Non è così, come andiamo scrivendo in questo blog, ma siccome anche le menzogne, se ripetute, diventano Verità, ormai tutto il dibattito giornalistico e politico dà per scontato il fatto che l’Austria sia diventata una roccaforte impenetrabile e ci si interroga soltanto se anche l’Italia debba seguirne l’esempio. Non c’è nulla di più surreale che tentare di imitare qualcosa che non esiste. L’Italia dovrebbe chiudere le sue frontiere come ha fatto l’Austria? Ma se le frontiere austriache sono aperte, che cosa andiamo a imitare?

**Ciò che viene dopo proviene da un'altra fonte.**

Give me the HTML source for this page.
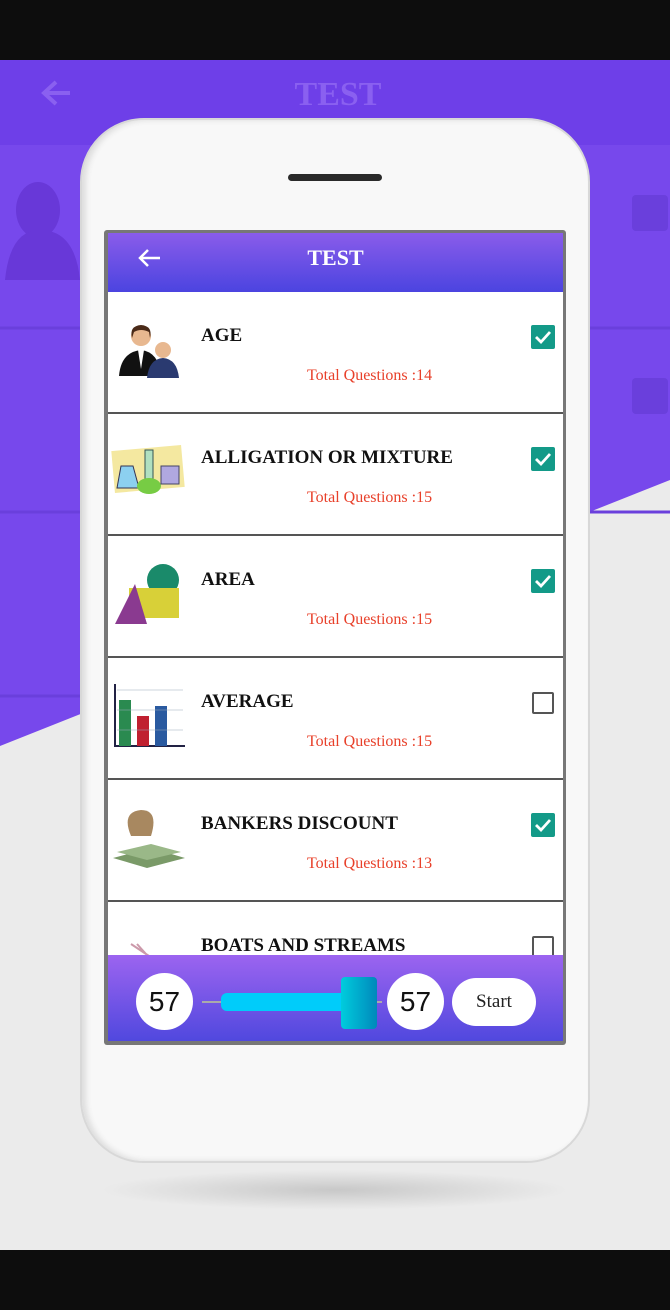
<!DOCTYPE html>
<html><head><style>
*{margin:0;padding:0;box-sizing:border-box}
body{width:670px;height:1310px;position:relative;overflow:hidden;background:#ebebeb;font-family:"Liberation Serif",serif}
.abs{position:absolute}
</style></head><body>
<div class="abs" style="left:0;top:0;width:670px;height:60px;background:#0d0d0d"></div>
<div class="abs" style="left:0;top:1250px;width:670px;height:60px;background:#0d0d0d"></div>
<svg class="abs" style="left:0;top:60px" width="670" height="700">
<polygon points="0,0 670,0 670,420 0,686" fill="#7748ec"/>
<rect x="0" y="0" width="670" height="85" fill="#6e3fe8"/>
<line x1="0" y1="268" x2="670" y2="268" stroke="#6a3fdc" stroke-width="3"/>
<line x1="0" y1="452" x2="670" y2="452" stroke="#6a3fdc" stroke-width="3"/>
<line x1="0" y1="636" x2="200" y2="636" stroke="#6a3fdc" stroke-width="3"/>
<path d="M70 33 L45 33 M56 22 L44 33 L56 44" stroke="#8a60f0" stroke-width="4" fill="none"/>
<text x="338" y="45" text-anchor="middle" font-family="Liberation Serif" font-weight="bold" font-size="34" fill="#8a60f0">TEST</text>
<rect x="632" y="135" width="36" height="36" rx="4" fill="#6a3fdc"/>
<rect x="632" y="318" width="36" height="36" rx="4" fill="#6a3fdc"/>
<ellipse cx="38" cy="150" rx="22" ry="28" fill="#6838d8"/>
<path d="M5 220 Q10 170 40 170 Q75 170 80 220Z" fill="#6838d8"/>
</svg>
<div class="abs" style="left:100px;top:1170px;width:470px;height:40px;border-radius:50%;background:radial-gradient(ellipse,#c8c8c8,rgba(235,235,235,0) 70%)"></div>
<div class="abs" style="left:80px;top:118px;width:510px;height:1045px;border-radius:64px;background:#f8f8f8;border:2px solid #d8d8d8;box-shadow:inset 4px 0 6px #ddd"></div>
<div class="abs" style="left:288px;top:174px;width:94px;height:7px;border-radius:4px;background:#2a2a2a"></div>
<div class="abs" style="left:104px;top:230px;width:462px;height:815px;background:#777;border-radius:3px"></div>
<div class="abs" style="left:108px;top:233px;width:455px;height:808px;background:#fff;overflow:hidden">
 <div class="abs" style="left:0;top:0;width:455px;height:59px;background:linear-gradient(#8a5cea,#4b44e0)"></div>
 <svg class="abs" style="left:28px;top:14px" width="30" height="22"><path d="M24 11 L4 11 M12 3 L4 11 L12 19" stroke="#fff" stroke-width="2.5" fill="none"/></svg>
 <div class="abs" style="left:0;top:12px;width:455px;text-align:center;color:#fff;font-weight:bold;font-size:22px">TEST</div>
 <div id="rows"></div>
 <div class="abs" style="left:0;top:722px;width:455px;height:86px;background:linear-gradient(#9c64f0,#5048de)"></div>
 <div class="abs" style="left:28px;top:740px;width:57px;height:57px;border-radius:50%;background:#fff;text-align:center;line-height:57px;font-size:28px;font-family:'Liberation Sans',sans-serif;color:#111">57</div>
 <div class="abs" style="left:94px;top:768px;width:180px;height:2px;background:#aaa"></div>
 <div class="abs" style="left:113px;top:760px;width:150px;height:18px;border-radius:6px;background:#00ccfa"></div>
 <div class="abs" style="left:233px;top:744px;width:36px;height:52px;border-radius:4px;background:linear-gradient(90deg,#0cd,#08b)"></div>
 <div class="abs" style="left:279px;top:740px;width:57px;height:57px;border-radius:50%;background:#fff;text-align:center;line-height:57px;font-size:28px;font-family:'Liberation Sans',sans-serif;color:#111">57</div>
 <div class="abs" style="left:344px;top:745px;width:84px;height:48px;border-radius:24px;background:#fff;text-align:center;line-height:48px;font-size:19px;color:#222">Start</div>
</div>
<script>
var d=[["AGE",14,1],["ALLIGATION OR MIXTURE",15,1],["AREA",15,1],["AVERAGE",15,0],["BANKERS DISCOUNT",13,1],["BOATS AND STREAMS",0,0]];
var icons=[
'<circle cx="30" cy="22" r="10" fill="#e8b890"/><path d="M30 11 Q18 12 21 24 L23 18 Q30 14 38 18 L39 24 Q42 12 30 11Z" fill="#4a2a18"/><path d="M8 62 Q10 38 30 36 Q48 38 50 62Z" fill="#111"/><path d="M27 36 L30 55 L33 36Z" fill="#fff"/><circle cx="52" cy="36" r="8" fill="#e8b890"/><path d="M36 64 Q38 45 52 44 Q66 45 68 64Z" fill="#2a3a70"/>',
'<rect x="2" y="12" width="70" height="42" fill="#f4e8a0" transform="rotate(-5 37 33)"/><path d="M10 30 L6 52 L28 52 L22 30Z" fill="#8cd0f0" stroke="#335" /><rect x="34" y="14" width="8" height="30" fill="#b0e0c0" stroke="#355"/><ellipse cx="38" cy="50" rx="12" ry="8" fill="#7c4"/><rect x="50" y="30" width="18" height="18" fill="#b0a8e0" stroke="#446"/>',
'<circle cx="52" cy="22" r="16" fill="#1a8a6a"/><rect x="18" y="30" width="50" height="30" fill="#d8d038"/><path d="M4 66 L24 26 L36 66Z" fill="#8a3a90"/>',
'<path d="M4 4 L4 66 L74 66" stroke="#224" stroke-width="2" fill="none"/><rect x="8" y="20" width="12" height="46" fill="#2a8a50"/><rect x="26" y="36" width="12" height="30" fill="#c02030"/><rect x="44" y="26" width="12" height="40" fill="#2a5aa0"/><path d="M6 10 H72 M6 30 H72 M6 50 H72" stroke="#9ab" stroke-width="0.6"/>',
'<path d="M20 34 Q10 10 30 8 Q48 8 40 34Z" fill="#a88860"/><path d="M2 56 L40 46 L74 56 L36 66Z" fill="#7a9a68"/><path d="M6 50 L40 42 L70 50 L36 58Z" fill="#9ab888"/>',
'<path d="M20 20 L50 40 M26 20 L44 40" stroke="#c9a" stroke-width="2"/>'];
var h='';
d.forEach(function(r,i){var y=59+i*122;
h+='<div class="abs" style="left:0;top:'+y+'px;width:455px;height:122px;border-bottom:2px solid #555"></div>';
h+='<svg class="abs" style="left:3px;top:'+(y+22)+'px" width="78" height="70">'+icons[i]+'</svg>';
h+='<div class="abs" style="left:93px;top:'+(y+33)+'px;font-weight:bold;font-size:19px;color:#111">'+r[0]+'</div>';
if(r[1])h+='<div class="abs" style="left:199px;top:'+(y+75)+'px;font-size:16px;color:#e8402a">Total Questions :'+r[1]+'</div>';
h+= r[2]?'<svg class="abs" style="left:423px;top:'+(y+33)+'px" width="24" height="24"><rect width="24" height="24" rx="2" fill="#139a88"/><path d="M5 12 L10 17 L19 7" stroke="#fff" stroke-width="2.8" fill="none"/></svg>'
:'<div class="abs" style="left:424px;top:'+(y+34)+'px;width:22px;height:22px;border:2px solid #555;border-radius:2px"></div>';
});
document.getElementById('rows').innerHTML=h;
</script>
</body></html>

Siamo in presenza di un fenomeno che, prima che politico, è giornalistico. Com’è possibile che autorevoli testate sostengano una realtà che non esiste? L’Austria non è l’Australia, non sta dall’altra parte del mondo, ma a due passi da noi. Bastano pochi chilometri di auto o addirittura una semplice telefonata per verificare che i confini sono sempre aperti, a Tarvisio come al Brennero e così pure sulle frontiere con la Slovenia (a parte i controlli a cui soltanto i profughi sono sottoposti), con l’Ungheria, con la Slovacchia, con la Cechia, con la Germania, con la Svizzera, con il Liechtenstein.

Certo, la crisi dei profughi potrebbe aggravarsi nei prossimi mesi o già nelle prossime settimane e l’Austria a quel punto potrebbe ritenere necessario sospendere Schengen. Ma perché annunciare come già esistente una situazione che ancora non lo è?

Anche Woody Allen “si sentiva poco bene”, ma sarebbe un precorrere i tempi se i giornali dessero la notizia che è morto. Certo, un giorno toccherà anche a lui (come a Dio e a Marx), ma per ora Woody Allen è ancora vivo e vegeto. Lo stesso vale per Schengen. Se un giorno l’Austria deciderà di sospenderlo, non sarà una giustificazione per averlo predetto con tanto anticipo.

 

NELLA FOTO, il valico di Berg, in Bassa Austria, al confine con la Slovacchia, prima che con il trattato di Schengen fossero eliminati i controlli di polizia.